Motorola has been winning hearts for a long time now with its approach to simply leaving Android alone. Yet again, that has not changed. You get stock Lollipop with the Moto X Pure Edition, plain and simple. There are very few additions, and much like with previous Moto devices, they do nothing but improve the user experience.
Let’s start with the lock screen, or Moto Display. There are sensors on the front of the Moto X that allow you to wave your hand over the device to see what kind of notifications you have waiting. If you get a Gmail message, for example, there will be a Gmail icon in the middle of the display. You can hold own on that icon and swipe up to go directly to that notification.
Then there’s Moto Voice. Think of Moto Voice as an enhanced, customizable Google Now.
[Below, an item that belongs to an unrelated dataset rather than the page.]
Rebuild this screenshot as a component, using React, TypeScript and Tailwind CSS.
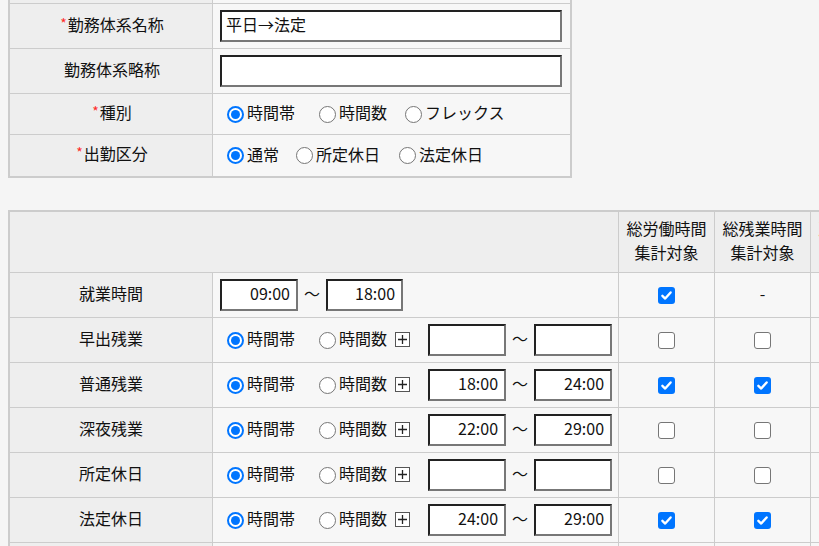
import React from "react";

const Req = () => <span className="text-[#ff2a2a] text-[14px] mr-[1px] relative top-[-2px]">*</span>;

const T = ({ children, className = "" }: { children: React.ReactNode; className?: string }) => (
  <span className={"relative top-[-2px] " + className}>{children}</span>
);

const Radio = ({ checked }: { checked?: boolean }) =>
  checked ? (
    <span className="w-[17px] h-[17px] shrink-0 rounded-full border-2 border-[#0075ff] bg-white flex items-center justify-center">
      <span className="w-[9px] h-[9px] rounded-full bg-[#0075ff]" />
    </span>
  ) : (
    <span className="w-[17px] h-[17px] shrink-0 rounded-full border-[1.5px] border-[#767676] bg-white" />
  );

const Check = ({ checked }: { checked?: boolean }) =>
  checked ? (
    <span className="w-[17px] h-[17px] rounded-[3px] bg-[#0075ff] flex items-center justify-center">
      <svg width="13" height="13" viewBox="0 0 12 12">
        <path d="M2.2 6.3 4.8 8.8 9.8 3.2" fill="none" stroke="#fff" strokeWidth="2.2" strokeLinecap="round" strokeLinejoin="round" />
      </svg>
    </span>
  ) : (
    <span className="w-[17px] h-[17px] rounded-[3px] border-[1.5px] border-[#767676] bg-white" />
  );

const TextBox = ({ value, className }: { value: string; className: string }) => (
  <input
    readOnly
    value={value}
    className={
      "h-8 pb-[4px] border-2 border-solid border-t-[#222] border-l-[#222] border-r-[#777] border-b-[#777] bg-white text-[16px] text-[#111] outline-none " +
      className
    }
  />
);

const PlusBox = () => (
  <svg width="15" height="15" viewBox="0 0 15 15" className="shrink-0 relative top-[-1px]">
    <rect x="0.5" y="0.5" width="14" height="14" fill="#fff" stroke="#555" />
    <path d="M7.5 3v9M3 7.5h9" stroke="#222" strokeWidth="1.3" />
  </svg>
);

type Row = { label: string; kind: "fixed" | "opt" | "empty"; from: string; to: string; c1: boolean; c2: boolean | null };

const rows: Row[] = [
  { label: "就業時間", kind: "fixed", from: "09:00", to: "18:00", c1: true, c2: null },
  { label: "早出残業", kind: "opt", from: "", to: "", c1: false, c2: false },
  { label: "普通残業", kind: "opt", from: "18:00", to: "24:00", c1: true, c2: true },
  { label: "深夜残業", kind: "opt", from: "22:00", to: "29:00", c1: false, c2: false },
  { label: "所定休日", kind: "opt", from: "", to: "", c1: false, c2: false },
  { label: "法定休日", kind: "opt", from: "24:00", to: "29:00", c1: true, c2: true },
  { label: "", kind: "empty", from: "", to: "", c1: false, c2: false },
];

export default function App() {
  return (
    <div className="h-[546px] w-[819px] overflow-hidden bg-[#f5f5f5] pl-2 text-[16px] leading-6 text-[#111] font-['Noto_Sans_CJK_JP','Liberation_Sans',sans-serif]">
      {/* top table */}
      <div className="w-[564px] border-2 border-t-0 border-[#ccc]">
        <div className="flex h-[4px] border-b border-[#ccc]">
          <div className="w-[203px] bg-[#eee] border-r border-[#ccc]" />
          <div className="flex-1 bg-[#f7f7f7]" />
        </div>
        <div className="flex h-[45px] border-b border-[#ccc]">
          <div className="w-[203px] bg-[#eee] border-r border-[#ccc] flex items-center justify-center pl-[2px]">
            <T>
              <Req />
              勤務体系名称
            </T>
          </div>
          <div className="flex-1 bg-[#f7f7f7] flex items-center pl-[7px] pr-[8px]">
            <TextBox value="平日→法定" className="w-full px-1" />
          </div>
        </div>
        <div className="flex h-[45px] border-b border-[#ccc]">
          <div className="w-[203px] bg-[#eee] border-r border-[#ccc] flex items-center justify-center pl-[2px]">
            <T>勤務体系略称</T>
          </div>
          <div className="flex-1 bg-[#f7f7f7] flex items-center pl-[7px] pr-[8px]">
            <TextBox value="" className="w-full px-1" />
          </div>
        </div>
        <div className="flex h-[41px] border-b border-[#ccc]">
          <div className="w-[203px] bg-[#eee] border-r border-[#ccc] flex items-center justify-center pl-[2px]">
            <T>
              <Req />
              種別
            </T>
          </div>
          <div className="flex-1 bg-[#f7f7f7] flex items-center pl-[14px]">
            <Radio checked />
            <T className="ml-[3px] mr-[24px]">時間帯</T>
            <Radio />
            <T className="ml-[3px] mr-[18px]">時間数</T>
            <Radio />
            <T className="ml-[3px]">フレックス</T>
          </div>
        </div>
        <div className="flex h-[41px]">
          <div className="w-[203px] bg-[#eee] border-r border-[#ccc] flex items-center justify-center pl-[2px]">
            <T>
              <Req />
              出勤区分
            </T>
          </div>
          <div className="flex-1 bg-[#f7f7f7] flex items-center pl-[14px]">
            <Radio checked />
            <T className="ml-[3px] mr-[17px]">通常</T>
            <Radio />
            <T className="ml-[3px] mr-[19px]">所定休日</T>
            <Radio />
            <T className="ml-[3px]">法定休日</T>
          </div>
        </div>
      </div>

      {/* second table */}
      <div className="mt-8 w-[1000px] border-2 border-[#ccc]">
        <div className="flex h-[61px] border-b border-[#ccc] bg-[#eee]">
          <div className="w-[609px] shrink-0 border-r border-[#ccc]" />
          <div className="w-[96px] shrink-0 border-r border-[#ccc] flex flex-col items-center justify-center">
            <T>総労働時間</T>
            <T>集計対象</T>
          </div>
          <div className="w-[96px] shrink-0 border-r border-[#ccc] flex flex-col items-center justify-center">
            <T>総残業時間</T>
            <T>集計対象</T>
          </div>
          <div className="w-[96px] shrink-0 border-r border-[#ccc] flex flex-col items-center justify-center">
            <T>所定労働時</T>
            <T>集計対象</T>
          </div>
        </div>
        {rows.map((r, i) => (
          <div key={i} className="flex h-[45px] border-b border-[#ccc]">
            <div className="w-[203px] shrink-0 bg-[#eee] border-r border-[#ccc] flex items-center justify-center">
              {r.label && <T>{r.label}</T>}
            </div>
            <div className="w-[406px] shrink-0 bg-[#f7f7f7] border-r border-[#ccc] flex items-center pl-[7px]">
              {r.kind === "fixed" && (
                <>
                  <TextBox value={r.from} className="w-[78px] text-right pr-[6px]" />
                  <T className="mx-[6px]">～</T>
                  <TextBox value={r.to} className="w-[77px] text-right pr-[6px]" />
                </>
              )}
              {r.kind === "opt" && (
                <>
                  <span className="ml-[7px] flex items-center">
                    <Radio checked />
                  </span>
                  <T className="ml-[3px] mr-[24px]">時間帯</T>
                  <Radio />
                  <T className="ml-[3px] mr-[8px]">時間数</T>
                  <PlusBox />
                  <TextBox value={r.from} className="ml-[18px] w-[78px] text-right pr-[6px]" />
                  <T className="mx-[6px]">～</T>
                  <TextBox value={r.to} className="w-[78px] text-right pr-[6px]" />
                </>
              )}
            </div>
            <div className="w-[96px] shrink-0 bg-[#f7f7f7] border-r border-[#ccc] flex items-center justify-center">
              {r.kind !== "empty" && <Check checked={r.c1} />}
            </div>
            <div className="w-[96px] shrink-0 bg-[#f7f7f7] border-r border-[#ccc] flex items-center justify-center">
              {r.kind !== "empty" && (r.c2 === null ? <T>-</T> : <Check checked={r.c2} />)}
            </div>
            <div className="w-[96px] shrink-0 bg-[#f7f7f7] border-r border-[#ccc]" />
          </div>
        ))}
      </div>
    </div>
  );
}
Which actually gets a huge helping hand from Google Now. Moto Voice makes Google Now even more of a virtual assistant. It’s great.
Motorola Connect is a Moto-provided app for managing connected devices, Migrate will help you set up a new Moto phone without much hassle, and the Moto app lets you control them all.
I like to think the software running on the Moto X Pure Edition is what Google really envisioned for Android. It’s pure Android and it really takes advantage of the services Google has to offer. But it also differentiates itself without ruining the core Android experience. Updates from Moto are always quick because there’s not much to change when the latest version of Android comes down from Google, and because they don’t have to bend to any carrier’s will.
If you value clean, fast software that really lets a device shine, the Moto X Pure Edition will win you over.
It’s getting harder and harder to recommend a $650-$800 phone when devices like the Moto X Pure Edition are so good at a substantially lower price. In fact, I think I’m officially done, because the Moto X Pure is an absolutely terrific phone for $399. It’s the best you can buy in that price range. But even if you were to compare all Android phones available today, I’d still say the Moto X is the way to go. It features the best balance of cost, hardware, and software on the market today. Motorola really hit a home run the the Moto X Pure.